Despite my great deference for the opinion of my colleagues and for the finding of the Tax Court, it is impossible for me to say that the Keeman Company had no economic substance. The purpose of this partnership was to reward key employees of Pernie Bailey by allowing them to participate in the profits and in the ownership of a substantial asset without changing the Washburn family ownership of Pernie Bailey itself. No one has ever suggested any reason to doubt that this was the bona fide purpose of the parties.
Without a finding that Keeman, and all of the dealings by the partners with respect to Keeman, were only dishonest pretense — and no such finding has been made — the statements that the economic positions of the parties were not altered and that the partners faced no financial risk and shared no risks of ownership cannot be justified. The Keeman partnership bought an expensive oil rig, signed a note for 2.25 million dollars, obligated itself to pay Pernie Bailey $500 per operating day management fee, gained the right to profits and risked the loss of its rig and liability for its debts. Those are the realities of this case, despite the majority's references to favorable terms and delayed payments and the majority's unwarranted speculation about the "little likelihood that Pernie Bailey . . . would hold the partners individually liable for arrearages. . . ."

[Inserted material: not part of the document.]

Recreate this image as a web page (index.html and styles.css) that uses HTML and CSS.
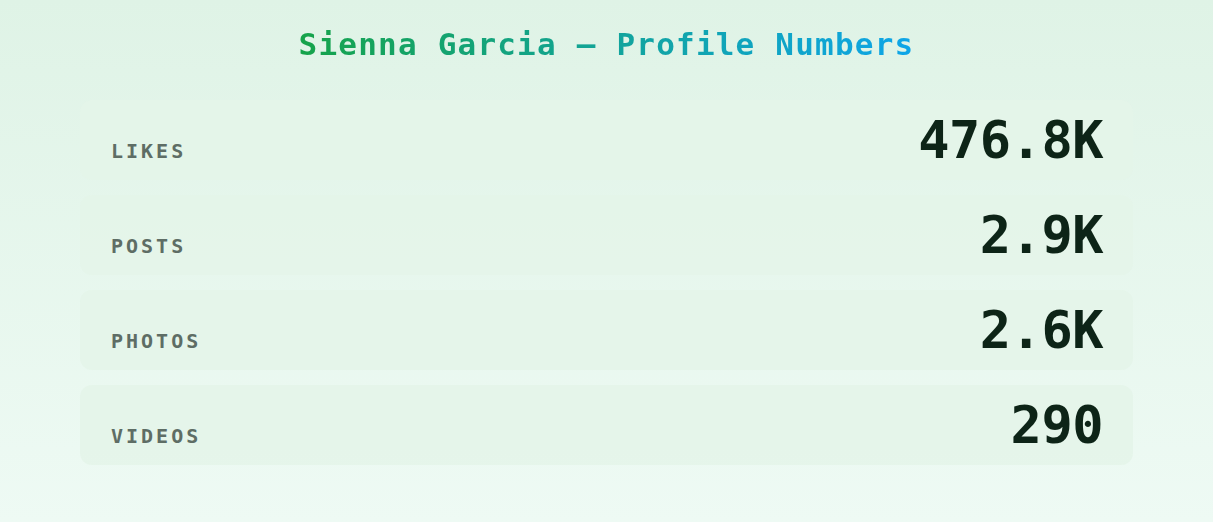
FILE: index.html
```html
<!DOCTYPE html>
<html lang="en">
<head>
<meta charset="utf-8">
<title>Sienna Garcia — Profile Numbers</title>
<link rel="stylesheet" href="styles.css">
</head>
<body>
<main class="page">
  <h1 class="title">Sienna Garcia — Profile Numbers</h1>
  <ul class="stats">
    <li class="stat"><span class="stat-label">Likes</span><span class="stat-value">476.8K</span></li>
    <li class="stat"><span class="stat-label">Posts</span><span class="stat-value">2.9K</span></li>
    <li class="stat"><span class="stat-label">Photos</span><span class="stat-value">2.6K</span></li>
    <li class="stat"><span class="stat-label">Videos</span><span class="stat-value">290</span></li>
  </ul>
</main>
</body>
</html>
```
FILE: styles.css
```css
html, body {
  margin: 0;
  padding: 0;
}
body {
  width: 1213px;
  height: 522px;
  overflow: hidden;
  background: linear-gradient(180deg, #dff3e6 0%, #eefaf4 100%);
  font-family: "DejaVu Sans Mono", "Liberation Mono", monospace;
}
.page {
  padding: 25px 80px 0;
}
.title {
  margin: 0 auto 37px;
  width: max-content;
  text-align: center;
  font-size: 31px;
  line-height: 38px;
  font-weight: 700;
  letter-spacing: 1.2px;
  background: linear-gradient(90deg, #16a34a 0%, #0ea5e9 100%);
  -webkit-background-clip: text;
  background-clip: text;
  color: transparent;
}
.stats {
  list-style: none;
  margin: 0;
  padding: 0;
  display: flex;
  flex-direction: column;
  gap: 15px;
}
.stat {
  height: 80px;
  box-sizing: border-box;
  padding: 0 30px 0 31px;
  display: flex;
  justify-content: space-between;
  align-items: baseline;
  border-radius: 12px;
  background: rgba(228, 244, 233, 0.85);
}
.stat-label {
  font-size: 20px;
  font-weight: 700;
  letter-spacing: 3px;
  text-transform: uppercase;
  color: #5e6d65;
  line-height: 80px;
}
.stat-value {
  font-size: 52px;
  font-weight: 700;
  letter-spacing: -0.5px;
  color: #0d2417;
  line-height: 80px;
}
```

The Supreme Court has said that we are to look to the taxpayer's good faith and subjective business purpose. Commissioner of Internal Revenue v. Culbertson, 337 U.S. 733, 742, 69 S.Ct. 1210, 1214, 93 L.Ed. 1659 (1949). So long as there are tax-independent considerations, taxpayers may structure their operations even to obtain tax benefits. If so, this case is being decided incorrectly.
I would remand to the Tax Court for findings on the government's contention that the management agreement was actually a lease so as to make an investment tax credit unallowable.